Muito se falou, durante a campanha, do histórico de comentários rudes de Bolsonaro sobre mulheres e minorias e da sua promessa de combater o crime com mão de ferro em bairros pobres.
Ele foi rotulado de racista, misógino, homofóbico, fascista, defensor da tortura e aspirante a ditador. Seus oponentes se reuniram nas ruas para denunciá-lo e escreveram diatribes contra ele na imprensa. A mídia internacional orgulhosamente ‘progressista’ entrou na briga, declarando-o uma ameaça ao meio ambiente e à democracia.
Deveria ter sido suficiente para afundar a candidatura de Bolsonaro. No entanto, ele prevaleceu, e não é difícil entender por quê: os brasileiros estão em meio a um despertar nacional em que o socialismo –a alternativa a uma presidência de Bolsonaro– foi levado a julgamento.
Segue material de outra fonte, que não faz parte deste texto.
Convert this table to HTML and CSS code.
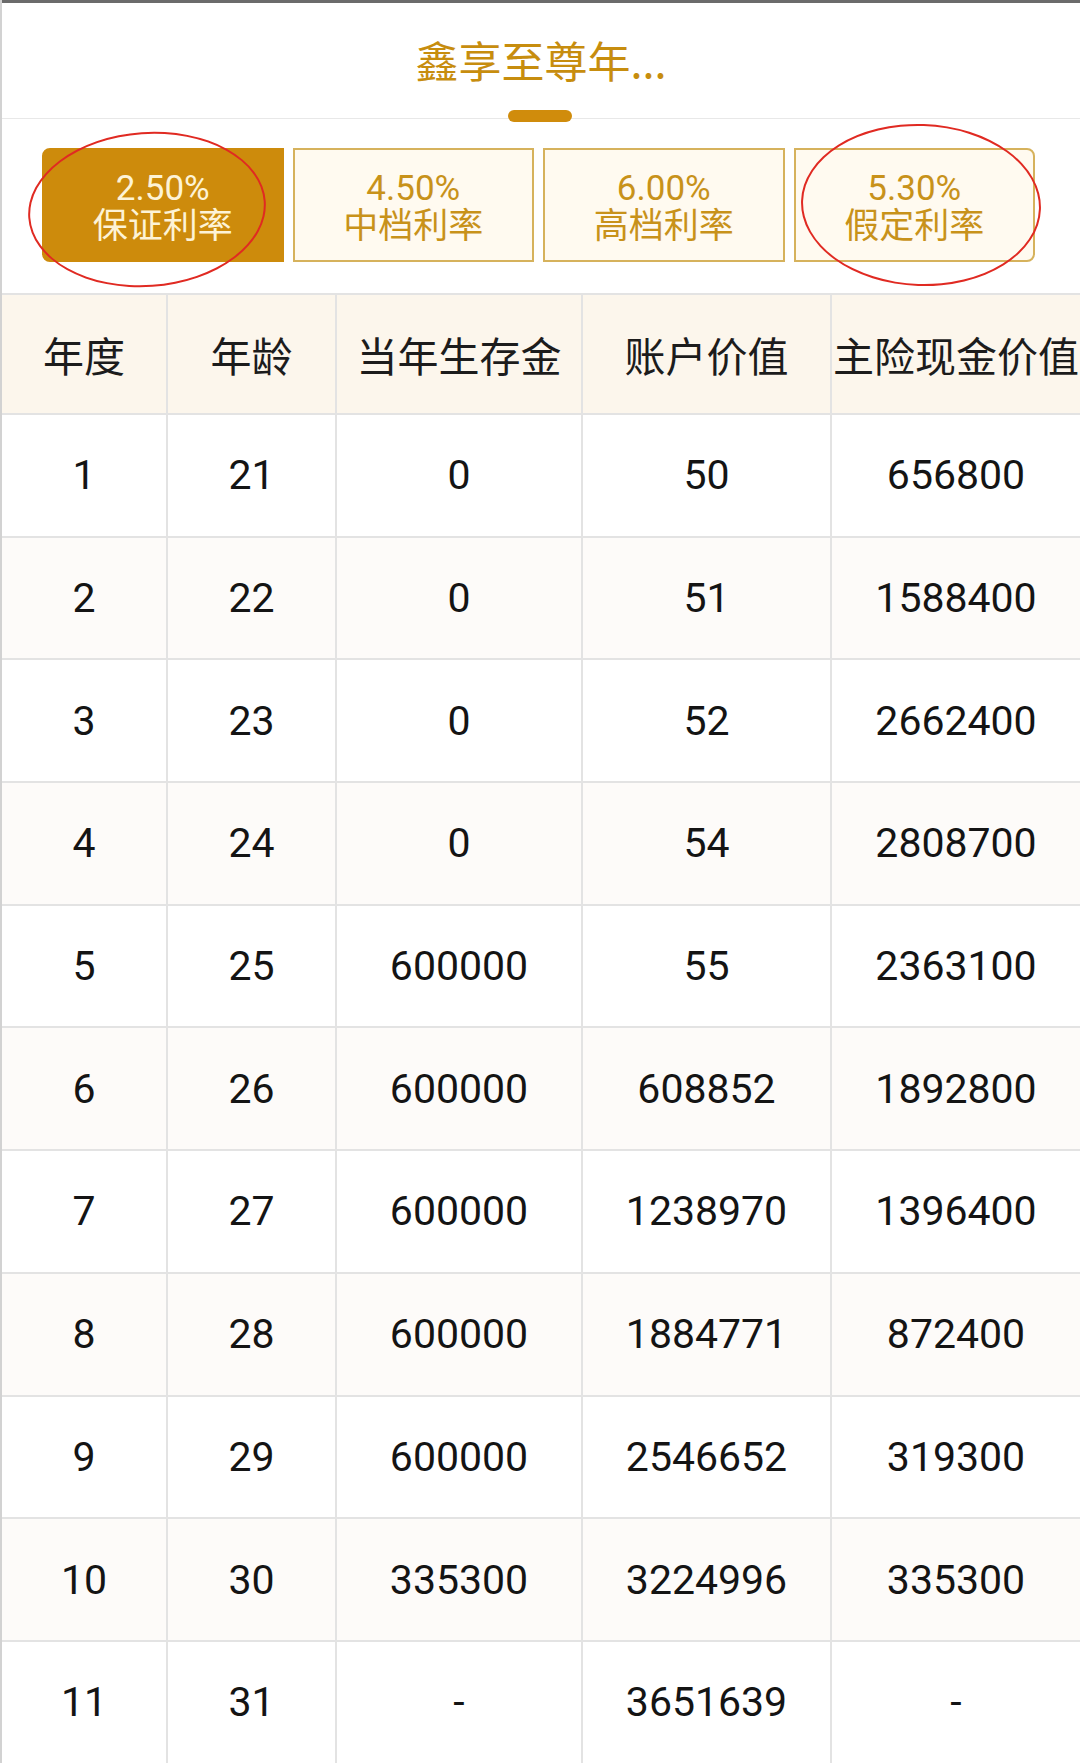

A vitória retumbante do candidato a governador liberal-clássico do Partido Novo, Romeu Zema, no grande estado de Minas Gerais confirma essa teoria.
Haddad era o candidato do Partido dos Trabalhadores, gigante populista de esquerda do Brasil, conhecido como PT. Ele também foi o sucessor escolhido pelo ex-presidente Luiz Inácio Lula da Silva, que está preso por corrupção, mas continua sendo popular entre seus partidários. Contra o pequeno Partido Social Liberal de Bolsonaro, Haddad deveria ter vencido a disputa.
Vale a pena examinar o triunfo do Sr. Bolsonaro porque ele sugere que algo mudou nesta eleição. Pode sempre mudar de volta, e provavelmente mudará. Mas, por enquanto, o ímpeto está do lado da reforma, e os formuladores de políticas têm uma oportunidade única de promover a liberdade e a prosperidade na maior economia da América do Sul.”